13
De meerderheid van de
Generaals van de Munt
schrijft dat ondanks het plakkaat van HHM tegen de Emder florijn deze met andere florijnen in de Republiek uitgegeven worden door de Munt van
Deventer (waarop de genoemde munt het meest lijkt). De florijn in
kwestie wordt nog in
Emden geslagen, omdat ze ook
in
de Republiek aftrek vindt.
Hierdoor wordt schade geleden, aangezien de Emder florijn niet meer
dan 24
st. in plaats van 28 st. waard is. Het plakkaat met het verbod van
de invoer van deze munt sorteert nog te weinig effect en daarom
stellen
de Generaals van de Munt voor Emden zo snel mogelijk te schrijven
om te vernemen op welke Munt deze florijn geslagen
wordt, om de stempels te laten intrekken. Indien dat niet
gebeurt zullen HHM zich tot andere maatregelen gedwongen zien.

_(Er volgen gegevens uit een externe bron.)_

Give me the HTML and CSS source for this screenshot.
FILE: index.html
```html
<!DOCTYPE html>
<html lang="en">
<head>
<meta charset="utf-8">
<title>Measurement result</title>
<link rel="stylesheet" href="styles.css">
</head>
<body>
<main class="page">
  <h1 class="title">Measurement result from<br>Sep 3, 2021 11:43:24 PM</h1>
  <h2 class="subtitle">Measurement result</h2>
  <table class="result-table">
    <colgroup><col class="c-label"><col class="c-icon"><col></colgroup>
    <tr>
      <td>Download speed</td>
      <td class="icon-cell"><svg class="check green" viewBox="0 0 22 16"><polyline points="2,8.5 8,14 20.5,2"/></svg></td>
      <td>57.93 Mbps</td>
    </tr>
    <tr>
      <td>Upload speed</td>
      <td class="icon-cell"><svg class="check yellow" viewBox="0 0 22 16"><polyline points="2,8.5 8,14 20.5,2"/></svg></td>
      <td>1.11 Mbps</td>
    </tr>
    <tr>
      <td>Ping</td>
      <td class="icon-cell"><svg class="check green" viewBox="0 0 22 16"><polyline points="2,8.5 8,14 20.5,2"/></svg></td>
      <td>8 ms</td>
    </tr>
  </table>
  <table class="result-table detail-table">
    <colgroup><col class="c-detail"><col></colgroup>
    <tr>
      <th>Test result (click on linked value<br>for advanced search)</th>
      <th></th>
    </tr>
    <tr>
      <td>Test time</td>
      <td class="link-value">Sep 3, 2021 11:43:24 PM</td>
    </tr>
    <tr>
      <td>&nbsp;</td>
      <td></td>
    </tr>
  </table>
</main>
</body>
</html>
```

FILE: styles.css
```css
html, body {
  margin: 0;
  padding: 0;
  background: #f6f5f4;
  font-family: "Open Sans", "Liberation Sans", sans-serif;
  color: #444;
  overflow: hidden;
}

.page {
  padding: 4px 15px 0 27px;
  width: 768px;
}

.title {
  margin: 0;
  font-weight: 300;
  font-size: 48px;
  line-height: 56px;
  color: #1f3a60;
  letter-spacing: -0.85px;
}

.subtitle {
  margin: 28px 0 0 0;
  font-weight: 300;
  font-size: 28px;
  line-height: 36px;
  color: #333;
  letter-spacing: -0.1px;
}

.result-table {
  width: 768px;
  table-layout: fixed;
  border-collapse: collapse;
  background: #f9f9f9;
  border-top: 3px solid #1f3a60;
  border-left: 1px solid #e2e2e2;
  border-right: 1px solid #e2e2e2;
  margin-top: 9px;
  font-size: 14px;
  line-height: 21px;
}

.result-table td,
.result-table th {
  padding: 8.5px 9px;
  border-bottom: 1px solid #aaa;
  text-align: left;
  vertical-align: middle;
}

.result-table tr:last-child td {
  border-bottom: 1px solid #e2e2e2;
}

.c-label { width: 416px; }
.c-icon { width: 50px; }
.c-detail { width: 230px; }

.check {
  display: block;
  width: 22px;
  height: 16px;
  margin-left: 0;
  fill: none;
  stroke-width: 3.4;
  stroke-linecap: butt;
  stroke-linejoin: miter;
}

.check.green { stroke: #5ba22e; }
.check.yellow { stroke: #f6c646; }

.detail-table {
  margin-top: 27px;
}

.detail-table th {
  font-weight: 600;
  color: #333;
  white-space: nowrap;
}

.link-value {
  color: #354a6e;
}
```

Tevens melden de Generaals dat de vergadering van de
Heren Negentien
op bevel van HHM besloten heeft om de munten van de provincies elk een deel van het veroverde zilver te geven, maar dat het risico van het heen- en terugvervoer, de kosten ervan en de verantwoordelijkheid geheel voor de muntmeesters komt. De supplianten verzoeken HHM de Heren Negentien voor te stellen het oude gebruik na te volgen en het risico en de onkosten op zich te nemen, tegen de ontvangst van eenzelfde bedrag voor het merk fijn zilver als de leveranciers eerder is betaald.

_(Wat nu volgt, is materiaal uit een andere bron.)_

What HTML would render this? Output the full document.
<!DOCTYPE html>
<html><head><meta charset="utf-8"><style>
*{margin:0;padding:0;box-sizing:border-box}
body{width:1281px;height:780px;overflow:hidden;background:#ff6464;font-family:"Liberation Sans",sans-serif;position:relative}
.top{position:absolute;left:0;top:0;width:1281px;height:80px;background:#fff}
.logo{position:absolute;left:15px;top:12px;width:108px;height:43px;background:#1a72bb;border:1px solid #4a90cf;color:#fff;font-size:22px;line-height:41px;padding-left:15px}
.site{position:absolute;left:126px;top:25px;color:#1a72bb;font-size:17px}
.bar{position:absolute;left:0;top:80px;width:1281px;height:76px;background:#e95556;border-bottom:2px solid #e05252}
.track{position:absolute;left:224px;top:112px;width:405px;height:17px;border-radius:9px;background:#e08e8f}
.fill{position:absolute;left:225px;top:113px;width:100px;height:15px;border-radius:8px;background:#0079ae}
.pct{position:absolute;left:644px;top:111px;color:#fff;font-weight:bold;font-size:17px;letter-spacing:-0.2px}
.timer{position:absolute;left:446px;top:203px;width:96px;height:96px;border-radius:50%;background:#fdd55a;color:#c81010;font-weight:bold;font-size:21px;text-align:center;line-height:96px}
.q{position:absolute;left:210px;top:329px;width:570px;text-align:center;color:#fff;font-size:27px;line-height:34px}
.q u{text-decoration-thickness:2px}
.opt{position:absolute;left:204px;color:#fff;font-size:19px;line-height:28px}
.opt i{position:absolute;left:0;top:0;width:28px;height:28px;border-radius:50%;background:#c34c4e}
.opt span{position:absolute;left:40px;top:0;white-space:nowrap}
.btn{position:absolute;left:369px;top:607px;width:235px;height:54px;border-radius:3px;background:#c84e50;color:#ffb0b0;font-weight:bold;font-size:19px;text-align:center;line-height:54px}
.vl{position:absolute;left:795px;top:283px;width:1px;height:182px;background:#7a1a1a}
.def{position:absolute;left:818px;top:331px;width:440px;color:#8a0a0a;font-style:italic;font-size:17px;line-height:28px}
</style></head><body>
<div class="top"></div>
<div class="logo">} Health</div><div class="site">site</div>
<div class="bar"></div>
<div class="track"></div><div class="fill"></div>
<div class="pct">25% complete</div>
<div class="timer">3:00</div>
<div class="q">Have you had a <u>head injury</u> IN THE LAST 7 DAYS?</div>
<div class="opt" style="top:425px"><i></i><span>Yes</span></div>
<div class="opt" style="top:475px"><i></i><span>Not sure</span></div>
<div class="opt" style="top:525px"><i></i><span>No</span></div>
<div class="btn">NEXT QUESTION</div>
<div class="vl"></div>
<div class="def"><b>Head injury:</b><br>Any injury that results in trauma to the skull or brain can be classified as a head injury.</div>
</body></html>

HHM zullen de burgemeesters en raad van Emden schrijven dat HHM heeft begrepen dat zij doorgaan met het slaan van de florijnen, gelijk aan die in
Deventer van slechts
24 in plaats van 28 st., ten nadele van de inwoners van de
Republiek. HHM kunnen dit niet langer tolereren en verzoeken de
stempels
in te trekken. Op het tweede punt zullen
HHM hun gedeputeerden schrijven naar goeddunken te handelen.